### SUPPLIED DATA
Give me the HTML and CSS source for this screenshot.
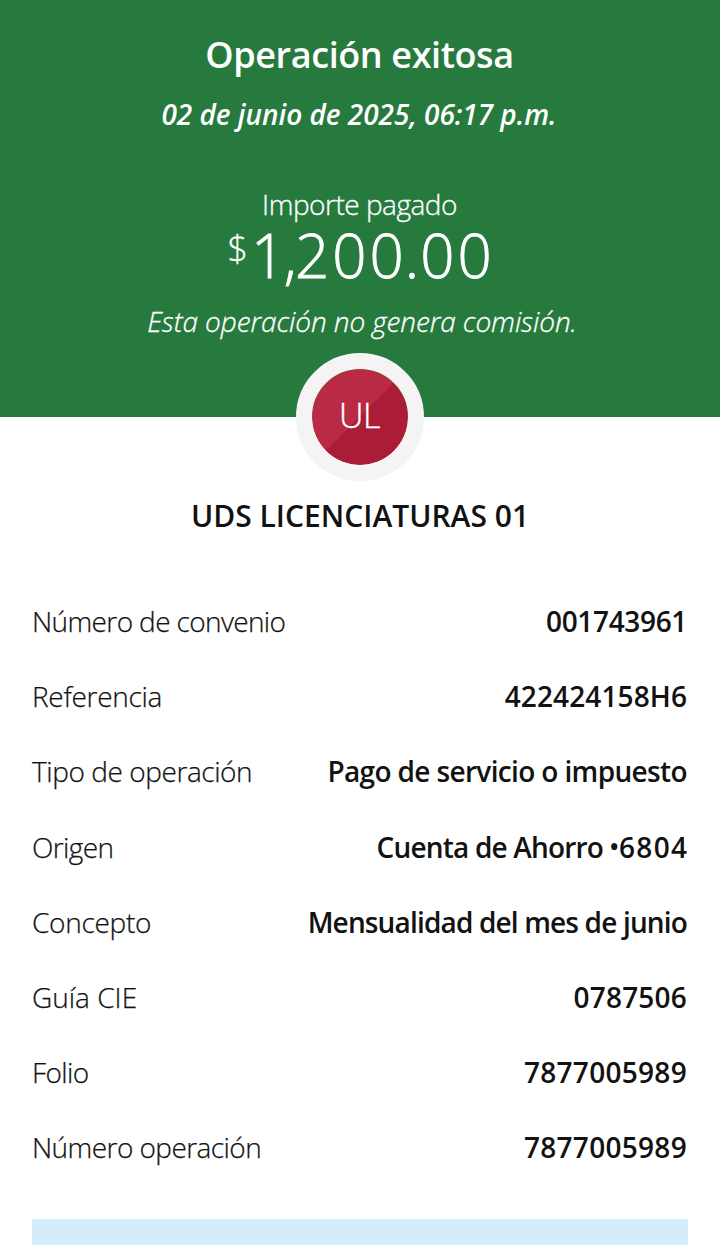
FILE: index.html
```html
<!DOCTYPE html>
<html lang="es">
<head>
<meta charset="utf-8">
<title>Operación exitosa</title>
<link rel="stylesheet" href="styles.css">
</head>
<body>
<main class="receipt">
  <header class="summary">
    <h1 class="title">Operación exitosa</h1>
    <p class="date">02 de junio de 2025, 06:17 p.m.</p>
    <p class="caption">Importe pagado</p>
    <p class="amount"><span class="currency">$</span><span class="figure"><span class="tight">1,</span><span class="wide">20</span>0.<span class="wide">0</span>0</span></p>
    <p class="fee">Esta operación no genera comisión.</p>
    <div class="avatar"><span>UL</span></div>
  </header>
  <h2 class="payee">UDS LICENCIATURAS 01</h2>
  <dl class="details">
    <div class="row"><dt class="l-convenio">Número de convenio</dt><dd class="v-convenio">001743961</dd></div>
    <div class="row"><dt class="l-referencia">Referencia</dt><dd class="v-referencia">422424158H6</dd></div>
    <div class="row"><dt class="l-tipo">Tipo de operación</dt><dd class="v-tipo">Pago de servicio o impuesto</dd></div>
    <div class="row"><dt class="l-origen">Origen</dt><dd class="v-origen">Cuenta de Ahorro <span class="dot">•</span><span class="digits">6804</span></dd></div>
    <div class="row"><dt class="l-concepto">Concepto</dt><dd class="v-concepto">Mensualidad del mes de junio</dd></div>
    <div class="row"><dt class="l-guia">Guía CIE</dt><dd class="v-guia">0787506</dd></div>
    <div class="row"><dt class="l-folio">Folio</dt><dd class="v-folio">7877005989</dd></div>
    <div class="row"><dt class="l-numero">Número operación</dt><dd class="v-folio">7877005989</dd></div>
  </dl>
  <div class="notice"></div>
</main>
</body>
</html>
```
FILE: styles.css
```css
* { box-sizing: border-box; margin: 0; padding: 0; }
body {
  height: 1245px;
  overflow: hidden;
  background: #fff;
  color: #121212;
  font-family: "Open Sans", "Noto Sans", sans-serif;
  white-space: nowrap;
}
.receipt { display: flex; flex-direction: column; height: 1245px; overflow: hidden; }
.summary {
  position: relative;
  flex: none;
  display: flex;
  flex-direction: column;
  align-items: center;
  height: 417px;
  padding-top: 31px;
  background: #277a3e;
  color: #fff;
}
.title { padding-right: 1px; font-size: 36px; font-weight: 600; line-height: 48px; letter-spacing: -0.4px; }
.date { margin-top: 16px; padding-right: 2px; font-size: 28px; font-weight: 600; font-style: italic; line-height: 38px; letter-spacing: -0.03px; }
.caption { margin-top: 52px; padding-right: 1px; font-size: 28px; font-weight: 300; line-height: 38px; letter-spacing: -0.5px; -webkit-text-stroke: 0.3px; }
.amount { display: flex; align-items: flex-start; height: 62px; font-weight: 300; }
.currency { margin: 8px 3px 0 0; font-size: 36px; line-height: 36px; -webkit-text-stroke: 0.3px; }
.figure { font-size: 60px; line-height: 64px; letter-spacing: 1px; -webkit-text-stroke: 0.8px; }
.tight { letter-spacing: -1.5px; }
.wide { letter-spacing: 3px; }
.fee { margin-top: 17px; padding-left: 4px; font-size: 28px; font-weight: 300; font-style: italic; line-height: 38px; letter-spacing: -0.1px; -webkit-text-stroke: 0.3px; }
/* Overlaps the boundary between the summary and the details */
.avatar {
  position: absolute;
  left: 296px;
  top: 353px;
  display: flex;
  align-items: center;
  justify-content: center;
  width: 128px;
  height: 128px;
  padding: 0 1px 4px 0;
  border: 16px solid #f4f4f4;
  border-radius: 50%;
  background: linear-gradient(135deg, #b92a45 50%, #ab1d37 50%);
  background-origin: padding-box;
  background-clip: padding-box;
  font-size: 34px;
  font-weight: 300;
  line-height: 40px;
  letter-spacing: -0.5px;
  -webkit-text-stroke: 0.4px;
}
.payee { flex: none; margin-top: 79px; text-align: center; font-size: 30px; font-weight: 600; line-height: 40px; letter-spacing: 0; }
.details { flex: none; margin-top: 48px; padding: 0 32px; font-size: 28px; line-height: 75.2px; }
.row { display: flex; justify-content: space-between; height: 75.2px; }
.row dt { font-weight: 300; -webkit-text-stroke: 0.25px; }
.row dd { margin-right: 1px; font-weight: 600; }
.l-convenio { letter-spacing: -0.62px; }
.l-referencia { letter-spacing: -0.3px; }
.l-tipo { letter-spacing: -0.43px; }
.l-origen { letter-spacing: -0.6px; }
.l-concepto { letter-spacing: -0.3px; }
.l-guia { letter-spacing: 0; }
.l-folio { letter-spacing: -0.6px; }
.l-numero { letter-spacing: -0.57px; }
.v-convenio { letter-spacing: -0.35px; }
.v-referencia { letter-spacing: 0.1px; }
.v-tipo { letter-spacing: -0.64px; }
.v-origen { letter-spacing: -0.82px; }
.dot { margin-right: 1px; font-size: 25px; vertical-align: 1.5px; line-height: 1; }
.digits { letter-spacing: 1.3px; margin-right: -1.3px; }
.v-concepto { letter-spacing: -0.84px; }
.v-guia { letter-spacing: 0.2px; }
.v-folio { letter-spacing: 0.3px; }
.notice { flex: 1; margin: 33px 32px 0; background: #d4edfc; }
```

==

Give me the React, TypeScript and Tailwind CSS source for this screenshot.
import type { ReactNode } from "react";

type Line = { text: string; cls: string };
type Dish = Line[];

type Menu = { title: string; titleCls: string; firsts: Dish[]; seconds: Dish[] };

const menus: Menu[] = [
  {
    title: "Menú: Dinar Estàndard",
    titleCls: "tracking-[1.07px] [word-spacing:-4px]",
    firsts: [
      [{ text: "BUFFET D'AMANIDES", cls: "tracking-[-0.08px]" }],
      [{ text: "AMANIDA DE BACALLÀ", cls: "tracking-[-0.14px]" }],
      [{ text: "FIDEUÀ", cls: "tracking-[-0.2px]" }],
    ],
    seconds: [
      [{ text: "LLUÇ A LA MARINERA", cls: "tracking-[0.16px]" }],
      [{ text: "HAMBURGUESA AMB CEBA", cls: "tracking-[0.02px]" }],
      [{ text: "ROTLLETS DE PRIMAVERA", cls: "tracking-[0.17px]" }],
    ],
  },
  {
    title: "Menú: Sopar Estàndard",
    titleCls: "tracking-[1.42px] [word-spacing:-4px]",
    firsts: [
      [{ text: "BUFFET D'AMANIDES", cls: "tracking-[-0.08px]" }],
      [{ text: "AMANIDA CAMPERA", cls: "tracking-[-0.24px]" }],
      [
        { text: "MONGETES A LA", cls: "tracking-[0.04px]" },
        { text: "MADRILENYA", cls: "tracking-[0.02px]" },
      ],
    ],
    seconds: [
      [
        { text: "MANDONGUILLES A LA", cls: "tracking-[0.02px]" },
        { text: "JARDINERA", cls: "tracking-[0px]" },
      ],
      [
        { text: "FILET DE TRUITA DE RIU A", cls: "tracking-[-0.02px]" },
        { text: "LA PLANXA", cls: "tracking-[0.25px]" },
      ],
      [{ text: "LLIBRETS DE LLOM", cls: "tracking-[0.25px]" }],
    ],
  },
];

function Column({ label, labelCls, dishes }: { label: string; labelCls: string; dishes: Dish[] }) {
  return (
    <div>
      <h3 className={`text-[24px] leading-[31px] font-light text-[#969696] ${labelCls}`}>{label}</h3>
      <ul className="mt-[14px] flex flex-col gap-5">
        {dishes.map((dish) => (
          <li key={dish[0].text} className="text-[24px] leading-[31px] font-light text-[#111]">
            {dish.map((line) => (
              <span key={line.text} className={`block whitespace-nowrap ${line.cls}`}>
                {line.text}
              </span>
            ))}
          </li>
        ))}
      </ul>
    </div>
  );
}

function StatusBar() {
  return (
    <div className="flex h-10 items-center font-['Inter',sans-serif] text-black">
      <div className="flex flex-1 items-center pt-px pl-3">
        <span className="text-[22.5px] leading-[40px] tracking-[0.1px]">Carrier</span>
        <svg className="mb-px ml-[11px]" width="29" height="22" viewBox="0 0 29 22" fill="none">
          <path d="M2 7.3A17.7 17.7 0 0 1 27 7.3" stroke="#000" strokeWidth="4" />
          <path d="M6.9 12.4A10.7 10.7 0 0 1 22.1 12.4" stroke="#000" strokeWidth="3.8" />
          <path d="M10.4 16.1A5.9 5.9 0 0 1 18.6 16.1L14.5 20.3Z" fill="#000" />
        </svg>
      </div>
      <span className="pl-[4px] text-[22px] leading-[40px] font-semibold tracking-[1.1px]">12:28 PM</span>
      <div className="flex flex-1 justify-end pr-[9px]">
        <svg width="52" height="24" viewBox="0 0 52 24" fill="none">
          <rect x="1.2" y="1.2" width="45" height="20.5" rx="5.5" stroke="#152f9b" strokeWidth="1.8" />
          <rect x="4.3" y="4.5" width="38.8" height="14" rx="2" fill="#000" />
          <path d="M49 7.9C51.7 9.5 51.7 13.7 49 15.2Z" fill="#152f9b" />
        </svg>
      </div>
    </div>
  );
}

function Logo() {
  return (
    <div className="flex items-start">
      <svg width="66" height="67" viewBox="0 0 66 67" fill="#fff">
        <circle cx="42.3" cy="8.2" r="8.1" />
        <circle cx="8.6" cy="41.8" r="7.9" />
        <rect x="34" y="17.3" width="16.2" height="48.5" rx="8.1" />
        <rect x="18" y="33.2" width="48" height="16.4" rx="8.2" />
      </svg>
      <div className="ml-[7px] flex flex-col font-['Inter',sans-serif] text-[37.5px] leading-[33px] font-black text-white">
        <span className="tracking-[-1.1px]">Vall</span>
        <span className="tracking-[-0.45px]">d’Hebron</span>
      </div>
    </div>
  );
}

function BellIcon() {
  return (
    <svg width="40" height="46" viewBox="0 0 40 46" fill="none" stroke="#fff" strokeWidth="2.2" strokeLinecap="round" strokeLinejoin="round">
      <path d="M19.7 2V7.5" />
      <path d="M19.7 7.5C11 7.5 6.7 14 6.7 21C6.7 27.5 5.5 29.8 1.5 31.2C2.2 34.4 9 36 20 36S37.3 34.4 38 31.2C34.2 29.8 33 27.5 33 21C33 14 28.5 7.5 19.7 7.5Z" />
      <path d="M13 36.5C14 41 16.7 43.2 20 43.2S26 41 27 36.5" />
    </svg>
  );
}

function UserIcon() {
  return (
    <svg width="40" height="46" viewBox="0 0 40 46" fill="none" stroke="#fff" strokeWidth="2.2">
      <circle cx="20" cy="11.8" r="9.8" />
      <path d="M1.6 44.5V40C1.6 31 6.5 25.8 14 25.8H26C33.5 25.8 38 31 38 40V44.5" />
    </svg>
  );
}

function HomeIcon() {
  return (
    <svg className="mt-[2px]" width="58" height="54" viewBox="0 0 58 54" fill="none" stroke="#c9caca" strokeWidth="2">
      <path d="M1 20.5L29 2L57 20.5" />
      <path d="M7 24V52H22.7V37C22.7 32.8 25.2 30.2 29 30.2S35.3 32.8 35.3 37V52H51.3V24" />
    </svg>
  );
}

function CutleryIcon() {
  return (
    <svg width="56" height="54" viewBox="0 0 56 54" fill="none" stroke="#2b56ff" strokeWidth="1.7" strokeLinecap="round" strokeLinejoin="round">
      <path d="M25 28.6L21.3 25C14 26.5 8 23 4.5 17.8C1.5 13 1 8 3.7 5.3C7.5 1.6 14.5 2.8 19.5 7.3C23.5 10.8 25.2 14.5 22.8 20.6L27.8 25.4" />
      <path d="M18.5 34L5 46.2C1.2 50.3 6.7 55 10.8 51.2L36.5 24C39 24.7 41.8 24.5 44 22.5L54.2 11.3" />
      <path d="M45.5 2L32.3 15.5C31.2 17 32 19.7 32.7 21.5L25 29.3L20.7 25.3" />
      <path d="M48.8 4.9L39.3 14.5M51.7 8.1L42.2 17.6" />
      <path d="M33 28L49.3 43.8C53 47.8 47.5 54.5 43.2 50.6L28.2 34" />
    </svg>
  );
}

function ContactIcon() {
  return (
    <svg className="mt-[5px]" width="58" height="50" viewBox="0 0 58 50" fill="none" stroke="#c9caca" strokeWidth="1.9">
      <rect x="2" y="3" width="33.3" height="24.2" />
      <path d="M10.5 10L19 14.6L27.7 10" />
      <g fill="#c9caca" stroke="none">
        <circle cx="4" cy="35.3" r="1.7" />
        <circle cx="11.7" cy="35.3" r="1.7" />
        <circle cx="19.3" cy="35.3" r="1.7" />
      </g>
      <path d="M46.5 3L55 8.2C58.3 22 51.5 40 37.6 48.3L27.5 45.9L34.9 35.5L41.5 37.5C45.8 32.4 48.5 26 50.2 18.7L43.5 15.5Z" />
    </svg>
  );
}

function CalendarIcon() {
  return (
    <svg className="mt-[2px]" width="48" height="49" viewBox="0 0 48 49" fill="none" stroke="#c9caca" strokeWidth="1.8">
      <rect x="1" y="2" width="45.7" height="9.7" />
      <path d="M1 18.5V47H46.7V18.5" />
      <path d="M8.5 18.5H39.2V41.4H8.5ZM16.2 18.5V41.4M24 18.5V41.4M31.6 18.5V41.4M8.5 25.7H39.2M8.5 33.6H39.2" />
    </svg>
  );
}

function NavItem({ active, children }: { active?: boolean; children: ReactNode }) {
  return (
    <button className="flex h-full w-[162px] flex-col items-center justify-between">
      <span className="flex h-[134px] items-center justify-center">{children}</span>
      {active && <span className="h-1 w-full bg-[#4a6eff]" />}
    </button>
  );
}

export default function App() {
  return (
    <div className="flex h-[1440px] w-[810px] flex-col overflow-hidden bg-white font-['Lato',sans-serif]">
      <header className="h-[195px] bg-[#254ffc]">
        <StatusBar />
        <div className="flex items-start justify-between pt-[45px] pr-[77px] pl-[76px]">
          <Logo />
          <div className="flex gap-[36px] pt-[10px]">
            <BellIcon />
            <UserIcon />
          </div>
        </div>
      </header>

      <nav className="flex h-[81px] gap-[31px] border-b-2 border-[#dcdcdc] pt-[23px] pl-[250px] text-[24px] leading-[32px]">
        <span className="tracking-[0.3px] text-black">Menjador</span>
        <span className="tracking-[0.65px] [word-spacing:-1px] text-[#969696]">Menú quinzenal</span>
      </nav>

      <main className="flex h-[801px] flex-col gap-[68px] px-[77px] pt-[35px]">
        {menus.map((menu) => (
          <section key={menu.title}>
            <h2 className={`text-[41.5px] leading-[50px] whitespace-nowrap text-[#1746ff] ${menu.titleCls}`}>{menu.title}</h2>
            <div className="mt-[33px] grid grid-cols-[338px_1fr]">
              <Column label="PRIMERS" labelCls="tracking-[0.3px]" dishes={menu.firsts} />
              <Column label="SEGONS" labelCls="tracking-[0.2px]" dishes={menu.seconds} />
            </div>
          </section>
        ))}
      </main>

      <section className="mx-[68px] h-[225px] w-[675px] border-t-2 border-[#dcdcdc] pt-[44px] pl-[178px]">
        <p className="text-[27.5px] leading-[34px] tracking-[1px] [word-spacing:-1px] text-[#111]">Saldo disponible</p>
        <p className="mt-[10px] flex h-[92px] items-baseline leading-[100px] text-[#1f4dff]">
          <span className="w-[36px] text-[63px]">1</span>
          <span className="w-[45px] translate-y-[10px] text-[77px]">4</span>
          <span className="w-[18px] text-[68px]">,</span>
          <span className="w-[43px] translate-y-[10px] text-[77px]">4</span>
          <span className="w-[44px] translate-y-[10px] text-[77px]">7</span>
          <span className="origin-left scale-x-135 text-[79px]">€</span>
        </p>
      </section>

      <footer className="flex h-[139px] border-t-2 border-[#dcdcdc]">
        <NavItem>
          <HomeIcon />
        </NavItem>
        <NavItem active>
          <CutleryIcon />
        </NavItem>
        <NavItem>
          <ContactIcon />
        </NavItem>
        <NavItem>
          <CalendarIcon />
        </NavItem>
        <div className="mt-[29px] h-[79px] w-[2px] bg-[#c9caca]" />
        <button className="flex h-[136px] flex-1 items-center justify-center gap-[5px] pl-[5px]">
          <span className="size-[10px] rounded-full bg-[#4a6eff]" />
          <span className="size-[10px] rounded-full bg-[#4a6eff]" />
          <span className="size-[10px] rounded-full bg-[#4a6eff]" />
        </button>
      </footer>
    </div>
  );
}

### WHAT THE TASK ASKS
Reproduce each line of the entries in which the word "screenshot" is found.

### TASK ANSWER
Give me the HTML and CSS source for this screenshot.
Give me the React, TypeScript and Tailwind CSS source for this screenshot.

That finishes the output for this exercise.